Certain decentralized forms of peer-to-peer file sharing present a challenge to the unidirectional view of distribution that is implicit in GPLv2 and Draft 1 of GPLv3. It is neither straightforward nor reasonable to identify an upstream/downstream link in BitTorrent distribution; such distribution is multidirectional, cooperative and anonymous. In systems like BitTorrent, participants act both as transmitters and recipients of blocks of a particular file, but they see themselves as users and receivers, and not as distributors in any conventional sense. At any given moment of time, most peers will not have the complete file.

The GPL permits distribution of a work in object code form over a network, provided that the distributor offers equivalent access to copy the Corresponding Source Code ``in the same way through the same place.'' This wording might be interpreted to permit BitTorrent distribution of binaries if they are packaged together with the source code, but this impractical, for at least two reasons. First, even if the source code is packaged with the binary, it will only be available to a non-seeding peer at the end of the distribution process, but the peer will already have been providing parts of the binary to others in the network, functioning rather like a router or a cache proxy. Second, in practice BitTorrent and similar peer-to-peer forms of transmission have been less suitable means for distributing source code. In large distributions, packaging source code with the binary may result in a substantial increase in file size and transmission time. Source code packages themselves tend not to be transmitted through BitTorrent owing to reduced demand. There generally will be too few participants downloading the same source package at the same time to enable effective seeding and distribution.

We have made two changes that recognize and facilitate distribution of covered works in object code form using BitTorrent or similar peer-to-peer methods. First, under new subsection 6e, if a licensee conveys such a work using peer-to-peer transmission, that licensee is in compliance with section 6 so long as the licensee knows, and informs other peers where, the object code and its Corresponding Source are publicly available at no charge under subsection 6d. The Corresponding Source therefore need not be provided through the peer-to-peer system that was used for providing the binary. Second, we have revised section 9 to make clear that ancillary propagation of a covered work that occurs as part of the process of peer-to-peer file transmission does not require acceptance, just as mere receipt and execution of the Program does not require acceptance. Such ancillary propagation is permitted without limitation or further obligation.

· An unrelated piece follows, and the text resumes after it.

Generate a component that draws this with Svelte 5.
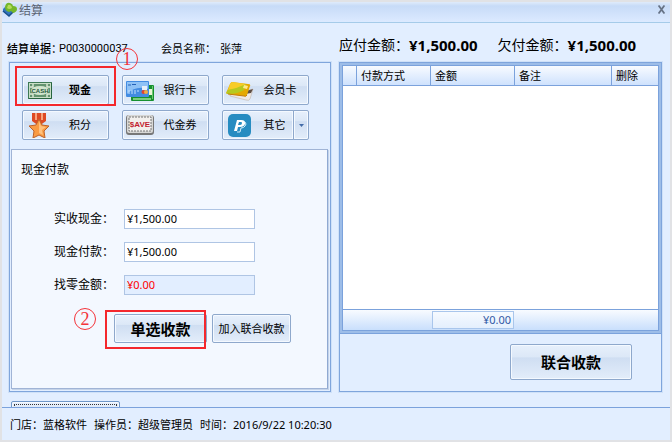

Draft 1 did not address peer-to-peer transmission; it was an issue that had escaped our notice. The experts on the discussion committees we formed in January did not call this issue to our attention either. Rather, the issue was pointed out to us by two unaffiliated members of the free software user community. Acting independently, in different countries, these two users shared their concerns with us by submitting comments 240 and 766 on draft section 6 through the web interface we set up at In revising the license draft, we have listened to and benefited from the insights and proposals of these and other members of the public. The GPLv3 discussion process is working well.